The second recording is slower and sparser as opposed to the post-disco sound of the original. This version is sung by Harry Bowens, who sings the Woodwork Squeaks chorus as more of a refrain than a chant. This version adds a new introductory verse which sets up the concept of the song. The final chorus replaces the words "the freaks" with a succession of song titles including "Papa's Got A Brand New Bag" and "The Shadow of Your Smile", implying a more positive spin on the idea of a "freak" to counterpoint the earlier verses. "(Return to the Valley of) Out Come the Freaks" was the only single from Born to Laugh at Tornadoes to chart in the UK, and was also their first hit in that country, hitting the UK top 50. This version of the song also appears as a hidden track (at the end of track 11, Walk The Dinosaur) on the compilation album Hello Dad... I'm in Jail.
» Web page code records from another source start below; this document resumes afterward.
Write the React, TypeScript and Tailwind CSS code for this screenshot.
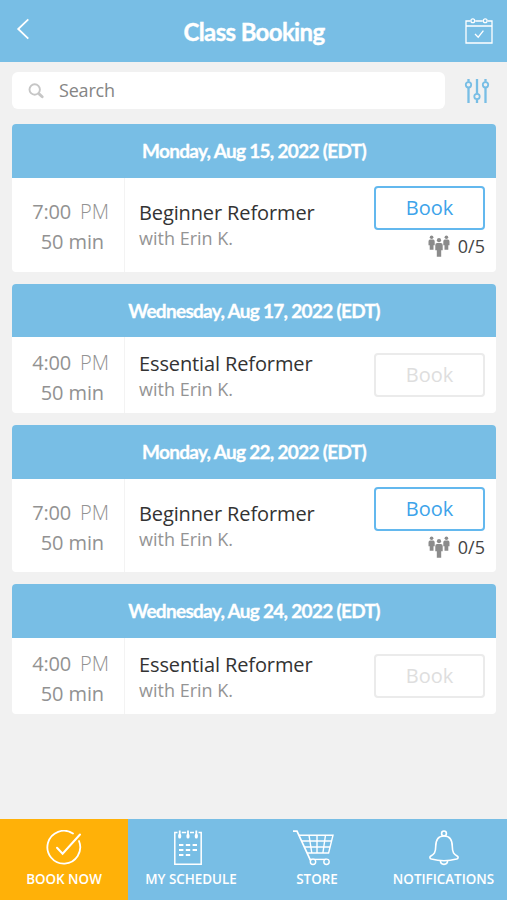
import { clsx } from 'clsx';

interface ClassSession {
  id: string;
  date: string;
  time: string;
  period: 'AM' | 'PM';
  duration: string;
  title: string;
  instructor: string;
  booked?: number;
  capacity?: number;
  bookable: boolean;
  rowClass: string;
}

const SESSIONS: ClassSession[] = [
  { id: 'aug-15', date: 'Monday, Aug 15, 2022 (EDT)', time: '7:00', period: 'PM', duration: '50 min', title: 'Beginner Reformer', instructor: 'Erin K.', booked: 0, capacity: 5, bookable: true, rowClass: 'h-[94.1px]' },
  { id: 'aug-17', date: 'Wednesday, Aug 17, 2022 (EDT)', time: '4:00', period: 'PM', duration: '50 min', title: 'Essential Reformer', instructor: 'Erin K.', bookable: false, rowClass: 'h-[75.8px]' },
  { id: 'aug-22', date: 'Monday, Aug 22, 2022 (EDT)', time: '7:00', period: 'PM', duration: '50 min', title: 'Beginner Reformer', instructor: 'Erin K.', booked: 0, capacity: 5, bookable: true, rowClass: 'h-[93.4px]' },
  { id: 'aug-24', date: 'Wednesday, Aug 24, 2022 (EDT)', time: '4:00', period: 'PM', duration: '50 min', title: 'Essential Reformer', instructor: 'Erin K.', bookable: false, rowClass: 'h-[75.7px]' },
];

const TABS = [
  { id: 'book', label: 'BOOK NOW', icon: BookIcon, iconClass: '' },
  { id: 'schedule', label: 'MY SCHEDULE', icon: ScheduleIcon, iconClass: 'pr-[7px]' },
  { id: 'store', label: 'STORE', icon: CartIcon, iconClass: 'pr-[9px]' },
  { id: 'notifications', label: 'NOTIFICATIONS', icon: BellIcon, iconClass: '' },
];

function BackIcon() {
  return (
    <svg className="h-[22px] w-3.5" viewBox="0 0 14 22" fill="none" stroke="currentColor" strokeWidth="1.8">
      <path d="M12.3 1.3 2.2 11l10.1 9.7" />
    </svg>
  );
}

function CalendarIcon() {
  return (
    <svg className="h-7 w-7" viewBox="0 0 28 28" fill="none" stroke="currentColor" strokeWidth="1.3">
      <path d="M5.3 4H1v22h26V4h-4.3M10.3 4h7.4M1 9h26" />
      <circle cx="7.8" cy="3.7" r="1.9" />
      <circle cx="20.2" cy="3.7" r="1.9" />
      <path d="m10 17 3.2 3.2 5.2-6.6" />
    </svg>
  );
}

function SearchIcon() {
  return (
    <svg className="h-4 w-4" viewBox="0 0 16 16" fill="none" stroke="currentColor">
      <circle cx="6.7" cy="6.5" r="5.2" strokeWidth="1.9" />
      <path d="m10.4 10.2 1.4 1.3" strokeWidth="1.8" />
      <path d="m11.6 11.4 2.6 2.4" strokeWidth="2.8" strokeLinecap="round" />
    </svg>
  );
}

function FilterIcon() {
  return (
    <svg className="h-[26px] w-[26px]" viewBox="0 0 26 26" fill="none" stroke="currentColor" strokeWidth="1.8">
      <path d="M4.5 1v2.7M4.5 9.8V25M13 1v14.7M13 21.3V25M21.5 1v2.7M21.5 9.8V25" strokeWidth="2.3" />
      <circle cx="4.5" cy="6.8" r="2.7" />
      <circle cx="13" cy="18.5" r="2.7" />
      <circle cx="21.5" cy="6.8" r="2.7" />
    </svg>
  );
}

function PeopleIcon() {
  return (
    <svg className="h-[22px] w-[22px]" viewBox="0 0 22 22" fill="currentColor">
      <circle cx="3.6" cy="2.2" r="1.8" />
      <path d="M.5 6.5Q.5 4.6 2.1 4.6h3Q6.7 4.6 6.7 6.5v3.7H5.5v4.6H1.7v-4.6H.5z" />
      <circle cx="18.4" cy="2.2" r="1.8" />
      <path d="M15.3 6.5q0-1.9 1.6-1.9h3q1.6 0 1.6 1.9v3.7h-1.2v4.6h-3.8v-4.6h-1.2z" />
      <circle cx="11" cy="5.2" r="2.1" />
      <path d="M7.3 10q0-2.1 1.9-2.1h3.6q1.9 0 1.9 2.1v5.2h-1.5V21.7H8.8v-6.5H7.3z" />
    </svg>
  );
}

function BookIcon() {
  return (
    <svg className="h-9 w-9" viewBox="0 0 36 36" fill="none" stroke="currentColor" strokeWidth="1.8" strokeLinecap="round">
      <path d="M27 3.6A16.4 16.4 0 1 0 33 11" />
      <path d="m11 17.8 5.6 5.9L34 4.5" strokeWidth="2" />
    </svg>
  );
}

function ScheduleIcon() {
  return (
    <svg className="h-9 w-7" viewBox="0 0 28 36" fill="none" stroke="currentColor" strokeWidth="1.5">
      <path d="M3.5 2.6H.8v31.6h26.4V2.6h-2.7M7.8 2.6h4.4M16 2.6h4" />
      <path d="M5.7 .5v6M14 .5v6M22.3 .5v6" strokeWidth="1.8" />
      <path d="M5.7 5.3v1.6M14 5.3v1.6M22.3 5.3v1.6" strokeWidth="3" strokeLinecap="round" />
      <path d="M5 15h4.4M11.8 15h4.4M18.6 15H23M5 20h4.4M11.8 20h4.4M18.6 20H23M5 25h4.4M11.8 25h4.4" strokeWidth="2.2" />
    </svg>
  );
}

function CartIcon() {
  return (
    <svg className="h-9 w-[42px]" viewBox="0 0 42 36" fill="none" stroke="currentColor" strokeWidth="1.4">
      <path d="M1 1.2h4L18.5 30.4" strokeWidth="1.7" />
      <path d="M7 5.2h34l-4.4 17.8H15.2M9.8 11h29.8M12.5 17h25.6M17 5.2 19.8 23M25 5.2V23M33.5 5.2 30.9 23" />
      <path d="M17.5 29.4h17" />
      <circle cx="21" cy="31.8" r="2.7" fill="#78bee5" />
      <circle cx="34.5" cy="31.8" r="2.7" fill="#78bee5" />
    </svg>
  );
}

function BellIcon() {
  return (
    <svg className="h-9 w-[30px]" viewBox="0 0 30 36" fill="none" stroke="currentColor" strokeWidth="1.6">
      <circle cx="15" cy="3.4" r="2.4" />
      <path d="M15 6C8.7 6 6.7 11 6.7 16.6c0 6-1.5 7.4-5.1 9.6-1.1.9-.9 2.4.8 2.9 7.3 1.9 17.9 1.9 25.2 0 1.7-.5 1.9-2 .8-2.9-3.6-2.2-5.1-3.6-5.1-9.6C23.3 11 21.3 6 15 6z" />
      <path d="M11.4 30.6c0 5 7.2 5 7.2 0" />
    </svg>
  );
}

function SessionCard({ session }: { session: ClassSession }) {
  return (
    <section className="overflow-hidden rounded-[4px] bg-white">
      <h2 className="flex h-[53.7px] items-center justify-center bg-[#78bee5] pt-px font-['Lato'] text-[19px] font-bold tracking-[-0.7px] text-white [-webkit-text-stroke:0.3px_white]">
        {session.date}
      </h2>
      <div className={clsx('flex', session.rowClass)}>
        <div
          className={clsx(
            'w-[113px] shrink-0 border-r border-[#f3f3f3] text-[20px] leading-[30px] text-[#929292]',
            session.bookable ? 'pt-[19px]' : 'pt-[10.5px]'
          )}
        >
          <p className="flex justify-end gap-[9px] pr-[15px]">
            <span className="tracking-[-0.2px]">{session.time}</span>
            <span className="font-light">{session.period}</span>
          </p>
          <p className="pr-5 text-right tracking-[-0.1px]">{session.duration}</p>
        </div>
        <div className={clsx('flex-1 pl-3.5', session.bookable ? 'pt-[21.5px]' : 'pt-[13px]')}>
          <h3 className="text-[20px] leading-[27px] tracking-[-0.12px] text-[#333333]">{session.title}</h3>
          <p className="text-[18px] leading-[24px] text-[#949494]">with {session.instructor}</p>
        </div>
        <div className={clsx('flex w-[111px] shrink-0 flex-col mr-[11px]', session.bookable ? 'pt-[8px]' : 'pt-4')}>
          <button
            disabled={!session.bookable}
            className={clsx(
              'h-11 rounded-[4px] border-2 text-[20px]',
              session.bookable ? 'border-[#63b8ee] text-[#3da3ea]' : 'border-[#ebebeb] text-[#dedede]'
            )}
          >
            Book
          </button>
          {session.bookable && (
            <div className="flex items-center justify-end gap-2 pt-1 text-[18px] leading-[25px] text-[#444444]">
              <span className="text-[#8b8b8b]">
                <PeopleIcon />
              </span>
              {session.booked}/{session.capacity}
            </div>
          )}
        </div>
      </div>
    </section>
  );
}

export default function App() {
  return (
    <div className="flex h-[900px] w-[507px] flex-col overflow-hidden bg-[#f1f1f1] font-['Open_Sans',sans-serif]">
      <header className="flex h-[62px] shrink-0 items-center justify-between bg-[#78bee5] pl-4 pr-[14px] text-white">
        <button aria-label="Back" className="flex w-[27px] pb-1">
          <BackIcon />
        </button>
        <h1 className="pt-0.5 font-['Lato'] text-[24px] font-bold tracking-[-0.65px] [-webkit-text-stroke:0.4px_white]">
          Class Booking
        </h1>
        <button aria-label="Calendar">
          <CalendarIcon />
        </button>
      </header>

      <div className="flex items-center gap-[19px] px-3 pt-2.5 pb-[15px]">
        <label className="flex h-[37px] w-[433px] items-center gap-[15px] rounded-md bg-white pl-4">
          <span className="text-[#c6c6c6]">
            <SearchIcon />
          </span>
          <input
            placeholder="Search"
            className="flex-1 bg-transparent text-[18px] tracking-[-0.2px] outline-none placeholder:text-[#858585]"
          />
        </label>
        <button aria-label="Filters" className="text-[#78bee5]">
          <FilterIcon />
        </button>
      </div>

      <main className="flex flex-1 flex-col gap-3 pr-[11px] pl-3">
        {SESSIONS.map((session) => (
          <SessionCard key={session.id} session={session} />
        ))}
      </main>

      <nav className="grid h-[81px] shrink-0 grid-cols-[128px_126px_126px_127px] bg-[#78bee5] text-white">
        {TABS.map((tab) => (
          <button
            key={tab.id}
            className={clsx('flex flex-col items-center pt-[11px]', tab.id === 'book' && 'bg-[#ffb108]')}
          >
            <span className={tab.iconClass}>
              <tab.icon />
            </span>
            <span className="pt-1 text-[13.4px] leading-[18px] font-semibold">{tab.label}</span>
          </button>
        ))}
      </nav>
    </div>
  );
}
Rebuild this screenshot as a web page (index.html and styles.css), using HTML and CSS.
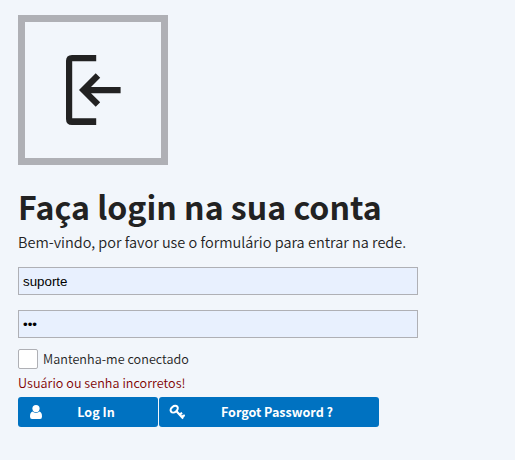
FILE: index.html
```html
<!DOCTYPE html>
<html lang="pt-BR">
<head>
<meta charset="utf-8">
<title>Login</title>
<link rel="stylesheet" href="styles.css">
</head>
<body>
<main class="login">
  <div class="logo">
    <svg viewBox="0 0 136 136" width="136" height="136" aria-hidden="true">
      <path d="M71.2 33H47Q41 33 41 39V97Q41 103 47 103H71.2V96.3H47.2V39.3H71.2Z" fill="#222"/>
      <path d="M54 68L70.7 51.3L75.2 55.7L66 64.9H95.6V71.3H66L75.2 80.3L70.7 84.8Z" fill="#222"/>
    </svg>
  </div>
  <h1 class="title">Faça login na sua conta</h1>
  <p class="intro">Bem-vindo, por favor use o formulário para entrar na rede.</p>
  <form class="form">
    <input class="field" type="text" value="suporte" aria-label="Usuário">
    <input class="field" type="password" value="abc" aria-label="Senha">
    <label class="remember"><input class="check" type="checkbox"><span class="remember-text">Mantenha-me conectado</span></label>
    <p class="error">Usuário ou senha incorretos!</p>
    <div class="actions">
      <button class="btn btn-login" type="button">
        <svg class="icon" viewBox="0 0 16 16" width="16" height="16" aria-hidden="true"><circle cx="8" cy="4.6" r="3.6" fill="#fff"/><path d="M4.4 7.6Q8 10.5 11.6 7.6Q14 8.5 14 12.5Q14 15 12 15H4Q2 15 2 12.5Q2 8.5 4.4 7.6Z" fill="#fff"/></svg>
        <span class="label">Log In</span>
      </button>
      <button class="btn btn-forgot" type="button">
        <svg class="icon" viewBox="0 0 16 16" width="16" height="16" aria-hidden="true"><g fill="none" stroke="#fff" stroke-width="2"><ellipse cx="5.2" cy="5.2" rx="4" ry="2.9" transform="rotate(-38 5.2 5.2)"/><path stroke-width="2.2" d="M7.5 7.3L14.2 14.6M12.6 12.8L15.8 11.2M10.4 10.4L13.2 9"/></g></svg>
        <span class="label">Forgot Password ?</span>
      </button>
    </div>
  </form>
</main>
</body>
</html>
```
FILE: styles.css
```css
* { box-sizing: border-box; }
body {
  margin: 0;
  background: #f2f6fb;
  color: #222;
  font-family: "Noto Sans CJK SC", "Noto Sans", sans-serif;
}
.login { padding: 15px 18px; white-space: nowrap; }
.logo { width: 150px; height: 150px; border: 7px solid #afb0b5; }
.logo svg { display: block; }
.title { margin: 18px 0 0; font-size: 32.1px; line-height: 46px; font-weight: 700; }
.intro { margin: 1px 0 0; font-size: 14.5px; line-height: 24px; font-weight: 350; }
.form { display: flex; flex-direction: column; align-items: flex-start; margin-top: 13px; }
.field {
  width: 400px;
  height: 28px;
  margin: 0 0 15px;
  padding: 1px 4px;
  border: 1px solid #afb0b5;
  background: #e8f0fe;
  color: #000;
  font: 13.33px "Liberation Sans", sans-serif;
}
.field[type="password"] { margin-bottom: 11px; }
.remember { display: flex; align-items: center; gap: 5px; height: 20px; font-size: 12.6px; font-weight: 350; }
.remember-text { padding-bottom: 2px; letter-spacing: 0.04px; }
.check {
  appearance: none;
  width: 20px;
  height: 20px;
  margin: 0;
  border: 1px solid #afb0b5;
  border-radius: 2px;
  background: #fff;
}
.error { margin: 4px 0 0; font-size: 12.6px; line-height: 20px; font-weight: 350; letter-spacing: 0.04px; color: #800000; }
.actions { display: flex; gap: 1px; margin-top: 4px; }
.btn {
  display: flex;
  align-items: center;
  height: 30px;
  padding: 0 10px;
  border: 0;
  border-radius: 3px;
  background: #0072c1;
  color: #fff;
  font: 700 12.55px "Noto Sans CJK SC", "Noto Sans", sans-serif;
}
.btn-login { width: 140px; }
.btn-forgot { width: 220px; }
.label { flex: 1; padding-bottom: 2px; text-align: center; }
```
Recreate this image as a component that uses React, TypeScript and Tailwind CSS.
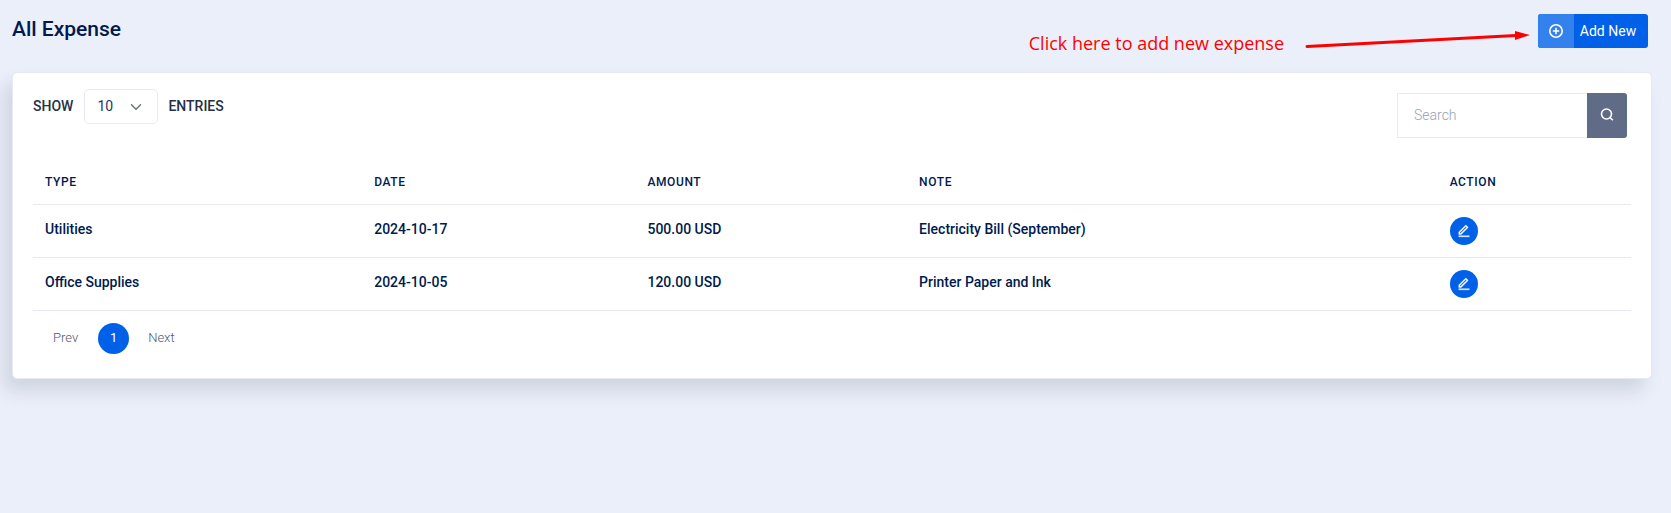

==="Out Come the Freaks (Again)" (1988)===

The third "Out Come The Freaks" recording was released in 1987 and included on the group's most successful album What Up, Dog?. It was eventually also released as one of the final singles from the album in the UK, and again peaked just inside the UK top 50. The song was listed as "Out Come the Freaks" on the album but reference to the song's reworked status was acknowledged in the inclusion of the subtitle 'Again' on the single's release. The single version was also alternatively titled "(Stuck Inside of Detroit With the) Out Come the Freaks (Again)".

This recording was once again dominated by the vocal of Harry Bowens, but a female vocalist sang the chorus refrain. The arrangement was more upbeat than the second recording but had a tighter Funk and Synth-Pop sound. The introductory verse was retained but the other verses were changed to feature different characters to the earlier versions. Instead of song titles, the more positive final chorus listed real people such as Leon Trotsky and John Coltrane.

==="Look What's Back" (1990)===
A fourth song related to "Out Come the Freaks" called "Look What's Back" appears as the final track on the group's fourth album Are You Okay? in 1990. The song is a 43-second acoustic camp-fire rendition in which the group chants the chorus: 'Woodwork squeaks, and out comes the freaks'.

==Remixes==
- "Out Come the Freaks"
- Album Version – 5:37
- Seven Inch – 4:28
- Extended Version – 6:39
- Dub Version – 6:10
- "Tell Me That I'm Dreaming (Souped Up Version)" / "Out Come the Freaks (Dub Version)" – 12:50
- Classic 12" Version – 7:12
- Predominantly Funk Version – 12:25

- "(Return to the Valley of) Out Come the Freaks"
- Album Version – 4:22
- Seven Inch – 3:45
- Extended Version – 8:45

- "Out Come the Freaks (Again)"
- Album Version – 4:35
- The Mighty Mook Mix
- The Bobby Maggot Mix

==Chart positions==

| Chart (1981) - "Out Come the Freaks" | Peak Position |
|---|---|
| U.S. Billboard Hot Dance Club Play | 16 |
| Chart (1984) - "(Return to the Valley of) Out Come the Freaks" | Peak Position |
| UK Singles Chart | 41 |
| Chart (1988) - "Out Come the Freaks (Again)" | Peak Position |
| Dutch Singles Chart | 86 |
| UK Singles Chart | 44 |

==Covers==
In 2026, Soft Cell released a cover of the song as the first single off their final album Danceteria (2026). Nona Hendryx features on the song.